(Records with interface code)
[BEGIN]
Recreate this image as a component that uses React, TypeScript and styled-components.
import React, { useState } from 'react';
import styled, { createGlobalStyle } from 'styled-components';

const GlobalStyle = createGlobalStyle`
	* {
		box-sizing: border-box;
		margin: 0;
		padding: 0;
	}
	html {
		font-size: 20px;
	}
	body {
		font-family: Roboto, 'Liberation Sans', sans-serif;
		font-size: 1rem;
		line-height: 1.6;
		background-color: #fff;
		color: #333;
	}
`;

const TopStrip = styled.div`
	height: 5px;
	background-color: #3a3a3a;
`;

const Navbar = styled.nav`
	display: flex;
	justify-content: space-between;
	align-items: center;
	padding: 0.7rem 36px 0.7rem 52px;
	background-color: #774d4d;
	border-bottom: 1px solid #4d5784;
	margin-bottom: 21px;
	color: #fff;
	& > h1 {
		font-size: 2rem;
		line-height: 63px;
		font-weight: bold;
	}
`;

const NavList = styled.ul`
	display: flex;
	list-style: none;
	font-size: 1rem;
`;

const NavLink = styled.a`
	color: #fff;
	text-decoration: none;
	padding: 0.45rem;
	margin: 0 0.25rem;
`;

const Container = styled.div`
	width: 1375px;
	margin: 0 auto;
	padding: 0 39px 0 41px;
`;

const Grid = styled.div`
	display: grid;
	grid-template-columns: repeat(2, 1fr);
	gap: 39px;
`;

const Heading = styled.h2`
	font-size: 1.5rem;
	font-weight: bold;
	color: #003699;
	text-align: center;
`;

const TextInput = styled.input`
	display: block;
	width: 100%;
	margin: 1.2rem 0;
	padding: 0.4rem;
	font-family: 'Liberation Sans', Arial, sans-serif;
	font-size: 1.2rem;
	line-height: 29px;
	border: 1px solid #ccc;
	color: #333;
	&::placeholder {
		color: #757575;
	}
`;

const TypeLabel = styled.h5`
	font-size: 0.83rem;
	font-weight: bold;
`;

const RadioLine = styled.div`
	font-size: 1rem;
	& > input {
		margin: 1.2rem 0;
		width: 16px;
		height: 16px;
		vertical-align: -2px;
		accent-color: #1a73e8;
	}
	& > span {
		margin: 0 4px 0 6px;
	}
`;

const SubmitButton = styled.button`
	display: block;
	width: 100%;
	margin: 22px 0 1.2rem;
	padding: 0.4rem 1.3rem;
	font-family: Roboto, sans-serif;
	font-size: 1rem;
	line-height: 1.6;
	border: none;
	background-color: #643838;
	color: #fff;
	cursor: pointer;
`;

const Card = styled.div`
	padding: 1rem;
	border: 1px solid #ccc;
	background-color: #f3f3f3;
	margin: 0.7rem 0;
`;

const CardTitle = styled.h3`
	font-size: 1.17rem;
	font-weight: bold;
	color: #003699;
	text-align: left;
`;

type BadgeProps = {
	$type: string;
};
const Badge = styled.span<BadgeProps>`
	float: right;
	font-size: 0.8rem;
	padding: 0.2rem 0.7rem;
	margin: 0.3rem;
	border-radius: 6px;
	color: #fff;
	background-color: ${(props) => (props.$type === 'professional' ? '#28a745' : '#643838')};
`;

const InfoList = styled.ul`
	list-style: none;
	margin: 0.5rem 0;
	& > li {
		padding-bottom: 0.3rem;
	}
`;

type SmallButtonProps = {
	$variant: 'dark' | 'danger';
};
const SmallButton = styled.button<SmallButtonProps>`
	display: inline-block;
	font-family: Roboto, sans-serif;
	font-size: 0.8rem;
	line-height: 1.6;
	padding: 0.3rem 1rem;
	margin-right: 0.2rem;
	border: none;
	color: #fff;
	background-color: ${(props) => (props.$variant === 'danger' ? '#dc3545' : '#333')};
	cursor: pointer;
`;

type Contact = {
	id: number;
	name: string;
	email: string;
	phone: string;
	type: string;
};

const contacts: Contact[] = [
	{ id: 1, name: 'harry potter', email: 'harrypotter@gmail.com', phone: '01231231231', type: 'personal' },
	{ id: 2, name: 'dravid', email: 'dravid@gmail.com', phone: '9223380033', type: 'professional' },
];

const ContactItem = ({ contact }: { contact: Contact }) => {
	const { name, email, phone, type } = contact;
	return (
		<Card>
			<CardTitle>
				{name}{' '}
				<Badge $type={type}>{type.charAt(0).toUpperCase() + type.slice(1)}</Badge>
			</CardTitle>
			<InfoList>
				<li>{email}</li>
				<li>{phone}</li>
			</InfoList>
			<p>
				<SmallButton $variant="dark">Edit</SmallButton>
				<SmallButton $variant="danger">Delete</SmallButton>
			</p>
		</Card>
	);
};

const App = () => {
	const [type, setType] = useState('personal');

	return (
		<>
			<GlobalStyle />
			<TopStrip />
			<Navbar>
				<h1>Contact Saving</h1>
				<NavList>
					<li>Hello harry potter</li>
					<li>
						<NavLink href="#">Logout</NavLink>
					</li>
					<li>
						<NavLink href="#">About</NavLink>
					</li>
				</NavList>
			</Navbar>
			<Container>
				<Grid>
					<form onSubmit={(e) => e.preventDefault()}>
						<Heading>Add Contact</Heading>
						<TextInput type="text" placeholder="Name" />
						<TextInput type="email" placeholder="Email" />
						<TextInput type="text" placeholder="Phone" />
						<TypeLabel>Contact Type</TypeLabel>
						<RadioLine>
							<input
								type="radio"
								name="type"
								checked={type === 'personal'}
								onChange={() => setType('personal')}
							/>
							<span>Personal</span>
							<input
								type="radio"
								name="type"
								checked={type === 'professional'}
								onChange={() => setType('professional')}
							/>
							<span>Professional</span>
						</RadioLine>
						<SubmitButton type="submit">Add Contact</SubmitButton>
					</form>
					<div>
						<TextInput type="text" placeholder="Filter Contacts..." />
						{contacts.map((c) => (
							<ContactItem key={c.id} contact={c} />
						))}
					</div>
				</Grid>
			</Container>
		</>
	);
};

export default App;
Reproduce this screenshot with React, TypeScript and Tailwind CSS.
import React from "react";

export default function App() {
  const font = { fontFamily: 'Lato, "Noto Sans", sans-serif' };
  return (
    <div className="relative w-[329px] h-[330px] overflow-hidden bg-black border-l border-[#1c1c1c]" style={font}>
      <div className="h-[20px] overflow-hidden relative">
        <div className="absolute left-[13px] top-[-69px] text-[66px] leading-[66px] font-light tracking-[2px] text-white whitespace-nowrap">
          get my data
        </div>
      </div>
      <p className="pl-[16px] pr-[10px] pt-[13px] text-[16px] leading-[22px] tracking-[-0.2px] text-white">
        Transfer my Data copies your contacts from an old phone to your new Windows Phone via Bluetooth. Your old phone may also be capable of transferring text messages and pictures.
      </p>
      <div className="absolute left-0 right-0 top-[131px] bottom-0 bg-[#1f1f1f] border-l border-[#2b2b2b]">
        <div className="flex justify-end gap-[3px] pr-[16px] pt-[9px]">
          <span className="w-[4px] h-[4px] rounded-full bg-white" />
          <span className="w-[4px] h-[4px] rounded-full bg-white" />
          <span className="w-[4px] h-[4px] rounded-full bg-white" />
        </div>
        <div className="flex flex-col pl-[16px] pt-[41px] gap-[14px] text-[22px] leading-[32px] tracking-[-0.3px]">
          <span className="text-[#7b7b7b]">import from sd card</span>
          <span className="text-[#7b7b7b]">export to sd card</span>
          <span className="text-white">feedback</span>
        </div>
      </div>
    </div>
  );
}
[END]
▸ Exercise requirements: Using the data above, output each line exactly.

▸ Task output:
Recreate this image as a component that uses React, TypeScript and styled-components.
import React, { useState } from 'react';
import styled, { createGlobalStyle } from 'styled-components';

const GlobalStyle = createGlobalStyle`
	* {
		box-sizing: border-box;
		margin: 0;
		padding: 0;
	}
	html {
		font-size: 20px;
	}
	body {
		font-family: Roboto, 'Liberation Sans', sans-serif;
		font-size: 1rem;
		line-height: 1.6;
		background-color: #fff;
		color: #333;
	}
`;

const TopStrip = styled.div`
	height: 5px;
	background-color: #3a3a3a;
`;

const Navbar = styled.nav`
	display: flex;
	justify-content: space-between;
	align-items: center;
	padding: 0.7rem 36px 0.7rem 52px;
	background-color: #774d4d;
	border-bottom: 1px solid #4d5784;
	margin-bottom: 21px;
	color: #fff;
	& > h1 {
		font-size: 2rem;
		line-height: 63px;
		font-weight: bold;
	}
`;

const NavList = styled.ul`
	display: flex;
	list-style: none;
	font-size: 1rem;
`;

const NavLink = styled.a`
	color: #fff;
	text-decoration: none;
	padding: 0.45rem;
	margin: 0 0.25rem;
`;

const Container = styled.div`
	width: 1375px;
	margin: 0 auto;
	padding: 0 39px 0 41px;
`;

const Grid = styled.div`
	display: grid;
	grid-template-columns: repeat(2, 1fr);
	gap: 39px;
`;

const Heading = styled.h2`
	font-size: 1.5rem;
	font-weight: bold;
	color: #003699;
	text-align: center;
`;

const TextInput = styled.input`
	display: block;
	width: 100%;
	margin: 1.2rem 0;
	padding: 0.4rem;
	font-family: 'Liberation Sans', Arial, sans-serif;
	font-size: 1.2rem;
	line-height: 29px;
	border: 1px solid #ccc;
	color: #333;
	&::placeholder {
		color: #757575;
	}
`;

const TypeLabel = styled.h5`
	font-size: 0.83rem;
	font-weight: bold;
`;

const RadioLine = styled.div`
	font-size: 1rem;
	& > input {
		margin: 1.2rem 0;
		width: 16px;
		height: 16px;
		vertical-align: -2px;
		accent-color: #1a73e8;
	}
	& > span {
		margin: 0 4px 0 6px;
	}
`;

const SubmitButton = styled.button`
	display: block;
	width: 100%;
	margin: 22px 0 1.2rem;
	padding: 0.4rem 1.3rem;
	font-family: Roboto, sans-serif;
	font-size: 1rem;
	line-height: 1.6;
	border: none;
	background-color: #643838;
	color: #fff;
	cursor: pointer;
`;

const Card = styled.div`
	padding: 1rem;
	border: 1px solid #ccc;
	background-color: #f3f3f3;
	margin: 0.7rem 0;
`;

const CardTitle = styled.h3`
	font-size: 1.17rem;
	font-weight: bold;
	color: #003699;
	text-align: left;
`;

type BadgeProps = {
	$type: string;
};
const Badge = styled.span<BadgeProps>`
	float: right;
	font-size: 0.8rem;
	padding: 0.2rem 0.7rem;
	margin: 0.3rem;
	border-radius: 6px;
	color: #fff;
	background-color: ${(props) => (props.$type === 'professional' ? '#28a745' : '#643838')};
`;

const InfoList = styled.ul`
	list-style: none;
	margin: 0.5rem 0;
	& > li {
		padding-bottom: 0.3rem;
	}
`;

type SmallButtonProps = {
	$variant: 'dark' | 'danger';
};
const SmallButton = styled.button<SmallButtonProps>`
	display: inline-block;
	font-family: Roboto, sans-serif;
	font-size: 0.8rem;
	line-height: 1.6;
	padding: 0.3rem 1rem;
	margin-right: 0.2rem;
	border: none;
	color: #fff;
	background-color: ${(props) => (props.$variant === 'danger' ? '#dc3545' : '#333')};
	cursor: pointer;
`;

type Contact = {
	id: number;
	name: string;
	email: string;
	phone: string;
	type: string;
};

const contacts: Contact[] = [
	{ id: 1, name: 'harry potter', email: 'harrypotter@gmail.com', phone: '01231231231', type: 'personal' },
	{ id: 2, name: 'dravid', email: 'dravid@gmail.com', phone: '9223380033', type: 'professional' },
];

const ContactItem = ({ contact }: { contact: Contact }) => {
	const { name, email, phone, type } = contact;
	return (
		<Card>
			<CardTitle>
				{name}{' '}
				<Badge $type={type}>{type.charAt(0).toUpperCase() + type.slice(1)}</Badge>
			</CardTitle>
			<InfoList>
				<li>{email}</li>
				<li>{phone}</li>
			</InfoList>
			<p>
				<SmallButton $variant="dark">Edit</SmallButton>
				<SmallButton $variant="danger">Delete</SmallButton>
			</p>
		</Card>
	);
};

const App = () => {
	const [type, setType] = useState('personal');

	return (
		<>
			<GlobalStyle />
			<TopStrip />
			<Navbar>
				<h1>Contact Saving</h1>
				<NavList>
					<li>Hello harry potter</li>
					<li>
						<NavLink href="#">Logout</NavLink>
					</li>
					<li>
						<NavLink href="#">About</NavLink>
					</li>
				</NavList>
			</Navbar>
			<Container>
				<Grid>
					<form onSubmit={(e) => e.preventDefault()}>
						<Heading>Add Contact</Heading>
						<TextInput type="text" placeholder="Name" />
						<TextInput type="email" placeholder="Email" />
						<TextInput type="text" placeholder="Phone" />
						<TypeLabel>Contact Type</TypeLabel>
						<RadioLine>
							<input
								type="radio"
								name="type"
								checked={type === 'personal'}
								onChange={() => setType('personal')}
							/>
							<span>Personal</span>
							<input
								type="radio"
								name="type"
								checked={type === 'professional'}
								onChange={() => setType('professional')}
							/>
							<span>Professional</span>
						</RadioLine>
						<SubmitButton type="submit">Add Contact</SubmitButton>
					</form>
					<div>
						<TextInput type="text" placeholder="Filter Contacts..." />
						{contacts.map((c) => (
							<ContactItem key={c.id} contact={c} />
						))}
					</div>
				</Grid>
			</Container>
		</>
	);
};

export default App;
Reproduce this screenshot with React, TypeScript and Tailwind CSS.
import React from "react";

export default function App() {
  const font = { fontFamily: 'Lato, "Noto Sans", sans-serif' };
  return (
    <div className="relative w-[329px] h-[330px] overflow-hidden bg-black border-l border-[#1c1c1c]" style={font}>
      <div className="h-[20px] overflow-hidden relative">
        <div className="absolute left-[13px] top-[-69px] text-[66px] leading-[66px] font-light tracking-[2px] text-white whitespace-nowrap">
          get my data
        </div>
      </div>
      <p className="pl-[16px] pr-[10px] pt-[13px] text-[16px] leading-[22px] tracking-[-0.2px] text-white">
        Transfer my Data copies your contacts from an old phone to your new Windows Phone via Bluetooth. Your old phone may also be capable of transferring text messages and pictures.
      </p>
      <div className="absolute left-0 right-0 top-[131px] bottom-0 bg-[#1f1f1f] border-l border-[#2b2b2b]">
        <div className="flex justify-end gap-[3px] pr-[16px] pt-[9px]">
          <span className="w-[4px] h-[4px] rounded-full bg-white" />
          <span className="w-[4px] h-[4px] rounded-full bg-white" />
          <span className="w-[4px] h-[4px] rounded-full bg-white" />
        </div>
        <div className="flex flex-col pl-[16px] pt-[41px] gap-[14px] text-[22px] leading-[32px] tracking-[-0.3px]">
          <span className="text-[#7b7b7b]">import from sd card</span>
          <span className="text-[#7b7b7b]">export to sd card</span>
          <span className="text-white">feedback</span>
        </div>
      </div>
    </div>
  );
}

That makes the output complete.